Toyota is also making significant investments in solid-state battery technology, which replaces traditional liquid electrolytes with solid materials. These batteries promise a 20% improvement in cruising range, enhancing the overall driving experience while reducing concerns about range anxiety—a common issue for EV users.

In addition to improving range, solid-state batteries are expected to offer enhanced safety and faster charging times, making them an ideal solution for the next generation of electric vehicles. Toyota’s research and development efforts in this area demonstrate the company’s commitment to continuous innovation, with future versions of solid-state batteries likely to bring even greater improvements in performance.

Toyota's Double-Barreled Battery Strategy: Key Comparisons

While both the Performance and Popularized batteries aim for a 20% increase in driving range, they differ in several important ways:

• Chemistry: The Performance battery uses lithium nickel cobalt manganese, known for delivering enhanced range and performance. In contrast, the Popularized battery uses the more cost-effective lithium iron phosphate (LFP) chemistry.
• Cost: While the Performance battery is expected to reduce costs by 20%, the Popularized battery’s LFP technology will achieve a more significant cost reduction of 40%, focusing on affordability without compromising too much on range.

Ultimately, Toyota’s strategy is to offer solutions that meet the needs of both performance-driven consumers and those seeking affordable EV options.

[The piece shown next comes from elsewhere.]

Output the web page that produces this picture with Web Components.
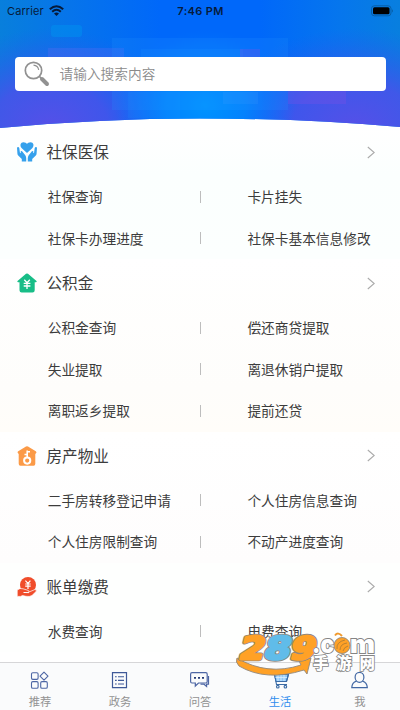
<!DOCTYPE html>
<html lang="zh-CN">
<head>
<meta charset="utf-8">
<title>生活</title>
<style>
html,body{margin:0;height:100%}
body{font-family:"Noto Sans CJK SC",sans-serif;background:#fff;color:#3c3c3c;overflow:hidden}
</style>
</head>
<body>
<life-app></life-app>
<script>
const define = (name, html) => customElements.define(name, class extends HTMLElement {
  connectedCallback() {
    if (this.shadowRoot) return;
    const t = document.createElement('template');
    t.innerHTML = typeof html === 'function' ? html(this) : html;
    this.attachShadow({mode: 'open'}).append(t.content.cloneNode(true));
  }
});

const icons = {
  care: `<svg viewBox="0 0 20 20" fill="#36a1ec"><path d="M10 11 4.800 6.300C2.400 3.500 3.600 .3 6.400.3 8.200.3 9.300 1 10 2 10.700 1 11.800.3 13.600.3 16.400 .3 17.600 3.500 15.200 6.300Z"/><path d="M0 5.500Q1.500 4.200 2.300 6L2.900 10.500 4 11.200 3.600 9.400Q4.700 8.500 5.700 9.900L8.300 13.200Q9.200 14.600 9.200 16.300V19.500H4.800V16.900L1.200 13.500Q.5 12.800.4 11.500Z"/><path d="M20 5.500Q18.500 4.200 17.700 6L17.100 10.500 16 11.200 16.400 9.400Q15.300 8.500 14.300 9.900L11.700 13.200Q10.800 14.600 10.800 16.300V19.500H15.200V16.900L18.800 13.500Q19.500 12.800 19.600 11.500Z"/></svg>`,
  fund: `<svg viewBox="0 0 20 20"><path d="M9 .8Q10 0 11 .8L19.500 8Q20.200 9 19 9.200H17.700V17.300Q17.700 19.500 15.500 19.500H4.700Q2.500 19.500 2.500 17.300V9.200H1Q-.2 9 .5 8Z" fill="#18bd87"/><path d="M7.300 6.800 10 9.700 12.800 6.800M6.700 10.400H13.400M6.700 13H13.400M10 9.700V16" fill="none" stroke="#fff" stroke-width="1.300"/></svg>`,
  house: `<svg viewBox="0 0 20 20"><path d="M9 .5Q10 -.1 11 .5L18.800 5.300Q20 6.300 19.200 7.100L18.300 8V17.800Q18.300 19.800 16.600 19.800H3.400Q1.700 19.800 1.700 17.800V8L.8 7.100Q.1 6.100 1.200 5.300Z" fill="#fb9a47"/><circle cx="10.200" cy="14.600" r="3.100" fill="none" stroke="#fff" stroke-width="2"/><path d="M10.200 11.500V4.500M10.500 5.800H13M7.500 8.500H10" fill="none" stroke="#fff" stroke-width="1.600"/></svg>`,
  bill: `<svg viewBox="0 0 20 20"><circle cx="11" cy="8" r="8" fill="#f04d2b"/><path d="M8.400 3.600 11 6.300 13.400 3.600M8.200 7H13.700M8.200 9.200H13.700M11 6.500V12" fill="none" stroke="#fff" stroke-width="1.200"/><path d="M.2 13Q3 10.600 6 11.800L10 13Q12.500 13.500 12 15L17.800 12.600Q20.500 12.700 19.100 14.500L15 18.500Q12.500 20 9 19.300L5.500 18.600 3.500 19.400H.2Z" fill="#f04d2b" stroke="#fff" stroke-width=".7"/><path d="M6.500 15.500 12 15.600" stroke="#fff"/></svg>`,
  grid: `<svg viewBox="0 0 20 20" fill="none" stroke="#4d66a4" stroke-width="1.100"><rect x="1.500" y="2.800" width="6.600" height="6.600" rx="1.300"/><rect x="1.500" y="11.600" width="6.600" height="6.600" rx="1.300"/><rect x="10.700" y="11.600" width="6.600" height="6.600" rx="1.300"/><path d="M14 2.200 18 6.200 14 10.200 10 6.200Z" stroke-linejoin="round"/></svg>`,
  list: `<svg viewBox="0 0 20 20" fill="none" stroke="#3f5998" stroke-width="1.200"><path d="M2.500 2.600H16.500V17.600H2.500Z"/><path d="M5 6.800H6.700M8 6.800H14M5 10.400H6.700M8 10.400H14M5 14H6.700M8 14H14" stroke-width="1.100"/></svg>`,
  chat: `<svg viewBox="0 0 20 20" fill="none" stroke="#4d66a4" stroke-width="1.200"><path d="M2 2.700H15.800Q17.200 2.700 17.200 4.200V11.500Q17.200 13 15.800 13H8.500L5.300 16V13H2Q.6 13 .6 11.500V4.200Q.6 2.700 2 2.700Z"/><path d="M18.500 6V14.200H16.600V16.500L14 14.200H10.500"/><path d="M4 7.900H6M8 7.900H10M12 7.900H14" stroke="#263c77" stroke-width="1.900"/></svg>`,
  cart: `<svg viewBox="0 0 20 20" fill="none" stroke="#3b6ba5" stroke-width="1.100"><path d="M1.200 1.500H4L6.500 14.500H17"/><path d="M4.500 4.200H18.500L16.500 11.500H6Z" fill="#91cafa"/><path d="M8 5V11M11 5V11M14 5V11M5.500 7.500H17.500" stroke="#ddf0ff" stroke-width=".8"/><path d="M4.500 4.200H18.500L16.500 11.500H6"/><circle cx="7.800" cy="16.700" r="1.300"/><circle cx="15.400" cy="16.700" r="1.300"/></svg>`,
  user: `<svg viewBox="0 0 20 20" fill="none" stroke="#4268a4" stroke-width="1.200"><ellipse cx="9.500" cy="7.300" rx="4.400" ry="5"/><path d="M6.500 11.200Q2 12.500 1.800 17.600H17.300Q17 12.500 12.500 11.200"/></svg>`
};

define('ui-icon', el => `<style>:host{display:block;width:20px;height:20px;flex:none}svg{display:block;width:100%;height:100%;overflow:visible}</style>${icons[el.getAttribute('name')]}`);

define('status-bar', `<style>
:host{display:grid;grid-template-columns:1fr auto 1fr;align-items:center;height:21px;padding:0 6px 0 7px;font:11px Inter,sans-serif;color:#061b3b}
.l{display:flex;align-items:center;gap:5px;letter-spacing:.1px}.t{font-weight:600;letter-spacing:.35px}.r{justify-self:end;display:flex}svg{display:block}
</style><div class="l"><span>Carrier</span><svg width="15" height="11" viewBox="0 0 15 11"><g fill="none" stroke="#061b3b" stroke-width="2"><path d="M.8 4.300Q7.500-1.900 14.200 4.300M3.200 6.800Q7.500 2.800 11.800 6.800"/></g><path d="M5 8.400Q7.500 6.500 10 8.400L7.500 11Z" fill="#061b3b"/></svg></div><span class="t">7:46 PM</span>
<div class="r"><svg width="23" height="12" viewBox="0 0 23 12"><rect x=".5" y=".8" width="19.500" height="10" rx="2.800" fill="none" stroke="#075fa8"/><rect x="2" y="2.300" width="16.500" height="7" rx="1.500" fill="#000"/><path d="M21 4.200Q23 5.800 21 7.400Z" fill="#075fa8"/></svg></div>`);

define('search-box', `<style>
:host{display:flex;align-items:center;gap:9.500px;height:34px;margin:35.500px 14.500px 0 15px;padding-left:9px;background:#fff;border-radius:4px;font-size:13.700px;color:#8b8b8b;font-weight:350}
svg{display:block}span{padding-bottom:2px}
</style><svg width="26" height="26" viewBox="0 0 26 26" fill="none" stroke="#919191"><circle cx="9.500" cy="9.500" r="8.200" stroke-width="1.700"/><path d="M9.500 4.200Q14 4.700 14.700 9" stroke-width="1.200"/><path d="M15.500 15.500 18 18" stroke-width="1.700"/><path d="M18 18 23 23" stroke-width="4" stroke-linecap="round"/></svg><span><slot></slot></span>`);

define('top-banner', `<style>
:host{display:grid;height:128px;flex:none}
.bg,.c{grid-area:1/1}.bg{display:block;width:100%;height:128px}.c{min-width:0}
</style><svg class="bg" viewBox="0 0 400 128" preserveAspectRatio="none">
<defs>
<linearGradient id="h"><stop stop-color="#087fdc"/><stop offset=".18" stop-color="#0674eb"/><stop offset=".4" stop-color="#0068fa"/><stop offset=".65" stop-color="#0068fa"/><stop offset=".85" stop-color="#0676ed"/><stop offset="1" stop-color="#087fdf"/></linearGradient>
<radialGradient id="m" gradientUnits="userSpaceOnUse" cx="0" cy="0" r="1" gradientTransform="translate(205 105) scale(90 75)"><stop stop-color="#0094ff"/><stop offset=".45" stop-color="#008cff" stop-opacity=".75"/><stop offset="1" stop-color="#007aff" stop-opacity="0"/></radialGradient>
<radialGradient id="a" gradientUnits="userSpaceOnUse" cx="0" cy="0" r="1" gradientTransform="translate(50 128) scale(130 100)"><stop stop-color="#5550e8"/><stop offset=".45" stop-color="#4a51ea" stop-opacity=".85"/><stop offset="1" stop-color="#245bf0" stop-opacity="0"/></radialGradient>
<radialGradient id="b" gradientUnits="userSpaceOnUse" cx="0" cy="0" r="1" gradientTransform="translate(355 128) scale(140 100)"><stop stop-color="#5550e8"/><stop offset=".45" stop-color="#4a51ea" stop-opacity=".85"/><stop offset="1" stop-color="#245bf0" stop-opacity="0"/></radialGradient>
<clipPath id="k"><path d="M0 0H400V127Q300 118.500 200 118.500T0 128Z"/></clipPath>
</defs>
<g clip-path="url(#k)"><path fill="url(#h)" d="M0 0H400V128H0Z"/><path fill="url(#a)" d="M0 0H400V128H0Z"/><path fill="url(#b)" d="M0 0H400V128H0Z"/><path fill="url(#m)" d="M0 0H400V128H0Z"/>
<rect x="51" y="25" width="31" height="12" rx="3" fill="#0094ef" opacity=".45"/>
<path d="M48 48H124V57H48Z" fill="#6a6cf2" opacity=".25"/><path d="M112 38H288V110H112Z" fill="#2898ff" opacity=".18"/><path d="M128 92H180V118H128ZM141 49H243V57H141Z" fill="#249bff" opacity=".14"/><path d="M240 49H260V57H240ZM288 91H346V104H288Z" fill="#8050e6" opacity=".3"/><path d="M223 92H258V104H223Z" fill="#55a1ff" opacity=".14"/></g>
</svg><div class="c"><status-bar></status-bar><search-box>请输入搜索内容</search-box></div>`);

define('service-link', `<style>
:host{display:flex;align-items:center;height:41.500px;font-size:13.700px;line-height:20px;padding-left:47.700px;box-sizing:border-box;white-space:nowrap}
i{width:1px;height:12px;background:#bdbdbd;margin-left:auto;display:none}:host([bar]) i{display:block}span{padding-bottom:1.500px}
</style><span><slot></slot></span><i></i>`);

define('service-section', el => `<style>
:host{display:block;background:var(--tint,#fff);flex:none}
header{display:flex;align-items:center;height:48px;padding:0 25px 0 16.500px;gap:10px}
h2{margin:0;font-size:15.600px;font-weight:400;line-height:22px;flex:1;padding-bottom:2px}
.grid{display:grid;grid-template-columns:201px 199px}
::slotted(:nth-child(even)){margin-left:-1.300px}
svg{display:block}
</style><header><ui-icon name="${el.getAttribute('icon')}"></ui-icon><h2>${el.getAttribute('heading')}</h2><svg width="8" height="13" viewBox="0 0 8 13"><path d="M.8 1 7.200 6.500.8 12" fill="none" stroke="#aaa" stroke-width="1.100"/></svg></header><div class="grid"><slot></slot></div>`);

define('tab-item', el => `<style>
:host{display:flex;flex-direction:column;align-items:center;flex:1;padding-top:7px;font-size:11.300px;line-height:16px;color:#929292}
:host([active]){color:#2e8ded}span{margin-top:3px}
</style><ui-icon name="${el.getAttribute('icon')}"></ui-icon><span><slot></slot></span>`);

define('tab-bar', `<style>
:host{display:flex;position:absolute;left:0;right:0;bottom:0;height:48px;background:#fafbfc;border-top:1px solid #d6d6d8;box-sizing:border-box}
</style><slot></slot>`);

define('site-mark', `<style>:host{display:block;position:absolute;left:232px;top:630px;width:146px;height:46px}svg{display:block;overflow:visible}</style>
<svg width="146" height="46" viewBox="0 0 146 46">
<path d="M5 28Q35 46 69 35L67 31 79 28 75 44 72 40Q34 52 7 36Q3 32 5 28Z" fill="#ffa126" stroke="#91887d" stroke-width=".9"/>
<g font-family="'DejaVu Sans',sans-serif" font-weight="700" stroke-linejoin="round" paint-order="stroke">
<g transform="skewX(-14)" font-size="31" stroke-width="4.500"><text x="13" y="29" textLength="25" lengthAdjust="spacingAndGlyphs" fill="#ffa126" stroke="#91887d">2</text><text x="64" y="29" textLength="25" lengthAdjust="spacingAndGlyphs" fill="#ffa126" stroke="#91887d">9</text><text x="38" y="29" textLength="26" lengthAdjust="spacingAndGlyphs" fill="#60bce9" stroke="#91887d">8</text>
<g stroke-width="2.800"><text x="13" y="29" textLength="25" lengthAdjust="spacingAndGlyphs" fill="#ffa126" stroke="#ffa126">2</text><text x="64" y="29" textLength="25" lengthAdjust="spacingAndGlyphs" fill="#ffa126" stroke="#ffa126">9</text><text x="38" y="29" textLength="26" lengthAdjust="spacingAndGlyphs" fill="#60bce9" stroke="#60bce9">8</text></g></g></g>
<g font-family="Inter,sans-serif" font-weight="900" font-size="25" fill="#fff" stroke="#858585" stroke-width="1.800" paint-order="stroke"><text x="80" y="22.500" textLength="22" lengthAdjust="spacingAndGlyphs">.c</text><text x="118" y="22.500" textLength="25" lengthAdjust="spacingAndGlyphs">m</text></g>
<circle cx="110" cy="15.500" r="8" fill="#ffa126" stroke="#91887d" stroke-width=".9"/><path d="M103 5.500Q106 1.500 110 6" fill="none" stroke="#f09a2d" stroke-width="2"/><path d="M105 19Q104 12 113 10M108 20Q108 14 115 13M111 21Q112 17 116 16" stroke="#a97a35" fill="none" stroke-width=".8"/>
<text x="81" y="39" font-family="Noto Sans CJK SC,sans-serif" font-weight="900" font-size="15.500" textLength="62" fill="#fff" stroke="#858585" stroke-width="1.600" paint-order="stroke">手游网</text>
</svg>`);

const groups = [
  ['care', '社保医保', 'linear-gradient(#fff,#fbfffe 35%,#fcfffe)', ['社保查询', '卡片挂失', '社保卡办理进度', '社保卡基本信息修改']],
  ['fund', '公积金', 'linear-gradient(#fff,#fefdfb 75%,#fffdf9)', ['公积金查询', '偿还商贷提取', '失业提取', '离退休销户提取', '离职返乡提取', '提前还贷']],
  ['house', '房产物业', 'linear-gradient(#fff,#fefdfd)', ['二手房转移登记申请', '个人住房信息查询', '个人住房限制查询', '不动产进度查询']],
  ['bill', '账单缴费', '#fefffe', ['水费查询', '电费查询']]
];
const tabs = [['grid', '推荐'], ['list', '政务'], ['chat', '问答'], ['cart', '生活'], ['user', '我']];

define('life-app', `<style>
:host{display:flex;flex-direction:column;position:relative;width:400px;height:710px;overflow:hidden;background:#fff}
</style><top-banner></top-banner>
${groups.map(([icon, title, tint, links]) => `<service-section icon="${icon}" heading="${title}" style="--tint:${tint}">${links.map((x, i) => `<service-link${i % 2 ? '' : ' bar'}>${x}</service-link>`).join('')}</service-section>`).join('')}
<tab-bar>${tabs.map(([icon, label]) => `<tab-item icon="${icon}"${icon === 'cart' ? ' active' : ''}>${label}</tab-item>`).join('')}</tab-bar><site-mark></site-mark>`);
</script>
</body>
</html>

The Advantages of Lithium Iron Phosphate (LFP) Batteries

Toyota’s choice to utilize LFP chemistry in its Popularized battery is driven by several factors:

• Cost-Effectiveness: LFP batteries are generally less expensive to produce than other lithium-ion batteries, making them an affordable choice for budget-conscious consumers.
• Safety: LFP batteries have a stable chemical structure, reducing the risk of overheating or thermal runaway.
• Long Cycle Life: These batteries offer greater durability, enabling more charge cycles before their capacity begins to diminish.
• Environmental Benefits: LFP batteries use materials that are more environmentally friendly compared to other lithium-ion chemistries, contributing to a smaller carbon footprint.

These advantages make LFP batteries a key component of Toyota’s strategy to make electric vehicles both affordable and sustainable.

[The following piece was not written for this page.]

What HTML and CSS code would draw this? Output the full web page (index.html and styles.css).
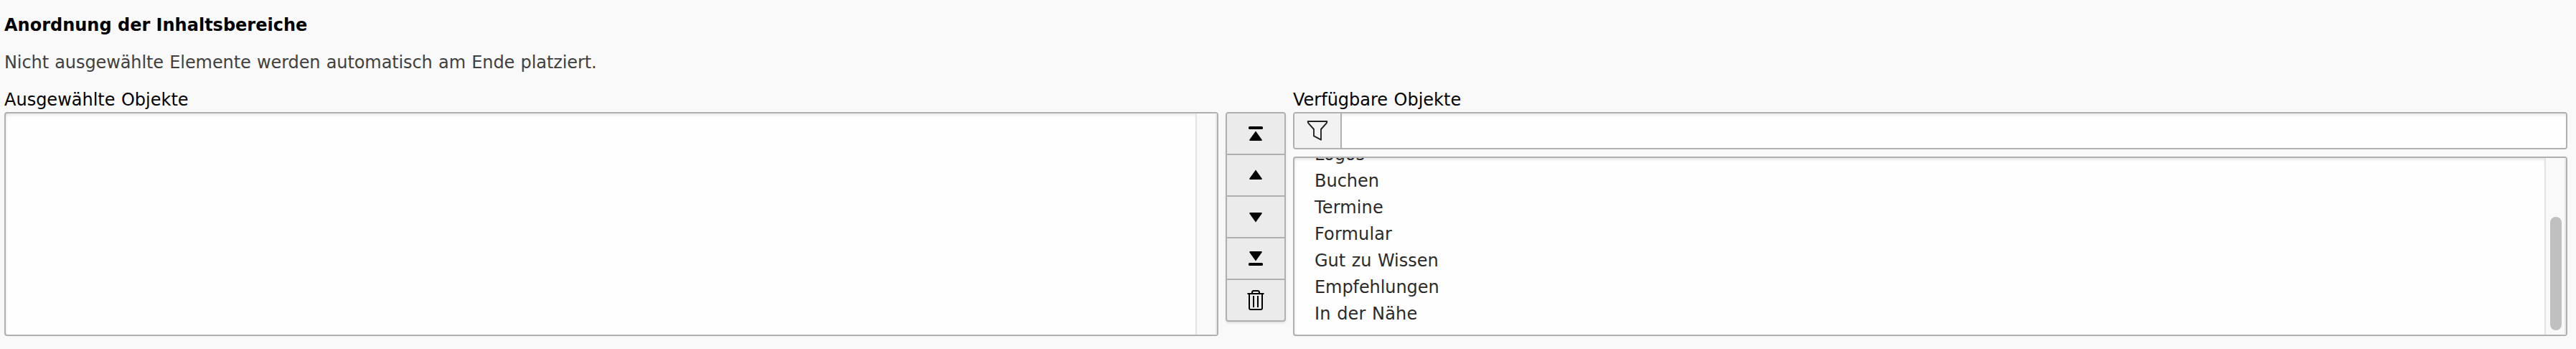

Aligning Battery Advancements with Sustainability Goals

Toyota’s advancements in battery technology are not only about improving performance and reducing costs—they are also closely aligned with global sustainability goals. Here are a few ways Toyota is contributing to a more sustainable future:

• Cost Reduction: By significantly reducing the cost of production (up to 40% for LFP batteries), Toyota is making EVs more accessible to the masses, which will, in turn, promote the wider adoption of clean transportation solutions.
• Environmental Impact: The use of environmentally friendly materials in LFP batteries, coupled with Toyota’s focus on reducing rare resource dependency in solid-state batteries, minimizes the overall environmental footprint of their vehicles.
• Extended Driving Range: The anticipated 20% increase in driving range for next-generation batteries is expected to alleviate range anxiety and encourage more consumers to switch to electric vehicles, thus promoting sustainable transport.
• Solid-State Battery Development: Toyota’s solid-state batteries promise improved safety, performance, and energy efficiency, all of which contribute to the broader goal of reducing the automotive industry’s carbon footprint.

Challenges Facing Solid-State Battery Adoption

Despite the promise of solid-state batteries, there are several hurdles that need to be addressed before widespread adoption can occur:

• High Manufacturing Costs: The complex production process for solid-state batteries makes them more expensive to produce than traditional lithium-ion batteries, which may slow down their initial uptake.
• Material Challenges: Finding the right solid electrolytes that can effectively conduct ions while maintaining safety and stability remains a challenge.
• Scalability: Producing solid-state batteries on a large scale to meet global demand presents logistical and technical challenges.
• Temperature Sensitivity: Solid-state batteries may have performance issues in extreme temperatures, which could limit their reliability in certain environments.

Conclusion

Toyota’s advancements in battery technology represent a significant leap forward in the electrification of vehicles, with a clear focus on performance, affordability, and sustainability. By introducing next-generation batteries with extended driving range, reducing costs through LFP chemistry, and pushing the boundaries of solid-state technology, Toyota is well-positioned to make electric vehicles more accessible and appealing to a wider audience.

As the automotive industry continues to transition toward a more sustainable future, Toyota’s innovations are set to play a pivotal role in shaping the EV landscape for years to come.